Financial ‘psychics’ prey on the weak

With the stockmarket in turmoil, you might well be excused for ignoring analysts who employ calculators and computer programs to predict what’s ahead and instead put your faith in financial forecasters of a less conventional kind.

Yes, that’s right, financial clairvoyants, psychics and allied mystics are making a bit of a comeback. One Moneywise reader was contacted by the delightfully named Marie De Fortune, who told him that she “had to act after hearing about your difficult, indeed, dramatic, situation”.

Marie continued: “As I was carefully studying your file, I immediately saw that you needed some fast and effective help, particularly in the financial field.” No problem – a cheque would be on its way very soon.
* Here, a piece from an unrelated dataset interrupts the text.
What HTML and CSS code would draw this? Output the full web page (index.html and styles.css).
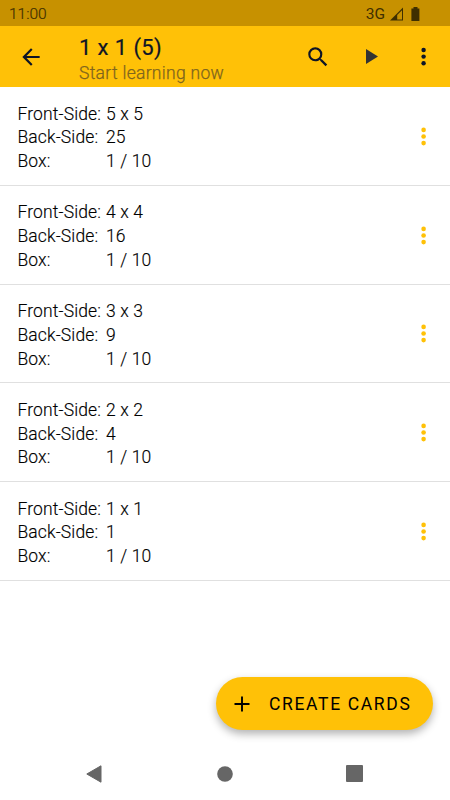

In fact, the letter added: “Your bank account will very quickly be in the black again – with very big sums”.

All the reader had to do was send Marie £27 and she would send him a lucky ring worn by the Spanish conquistadors when they discovered South America. The ring, which Marie helpfully explained had the power to eliminate financial problems, had been handed down to her by her grandmother, who was given it by a Spanish millionaire.

The letter was personally addressed but, as the reader told Moneywise: “Marie de Fortune cannot be a very good psychic or she would know that my bank account is in the black already.”

It’s no surprise either that this verdict was backed by the Advertising Standards Authority (ASA), which denounced the letter as nothing more than a dishonest and irresponsible advertisement that must not be allowed to appear again.

ASA investigators have also been looking at another so-called psychic, Gabriel D’Angelo.

In a series of personally addressed letters he started by offering over £20,000, somehow connected to a Tibetan monk. Next he told a family they were financially ‘cursed’, but there was no need to worry because he could lift the curse and they would receive £55,000. Getting into his swing, the ‘Angel Gabriel’ even claimed that people receiving his letters were “heir to the treasure of the Argonauts” perhaps worth more than £1 million.

Predictably, every letter demanded money. Equally predictably, advertising watchdogs condemned D’Angelo’s letters as dishonest and likely to cause fear and distress.

None of this will come as a surprise to readers with long memories. Two years ago, Moneywise exposed D’Angelo as a con man when I reported how Vera, the 85-year-old mother of a reader in Manchester, had received a letter telling her that she was due more than £100,000 from the estate of none other than Leonardo da Vinci. All she had to do was send £17 to cover the costs incurred in tracing her. The letter came from D’Angelo.

Both Gabriel D’Angelo and Marie De Fortune send their letters from addresses in Switzerland, beyond the easy reach of bodies such as the Office of Fair Trading that would have the power to clamp down on them. And they are not the only such tricksters who base themselves abroad.

The obvious advice is to put such fraudulent letters straight in the bin. But readers with elderly or vulnerable relatives might like to check that they have not already been lured into sending cheques.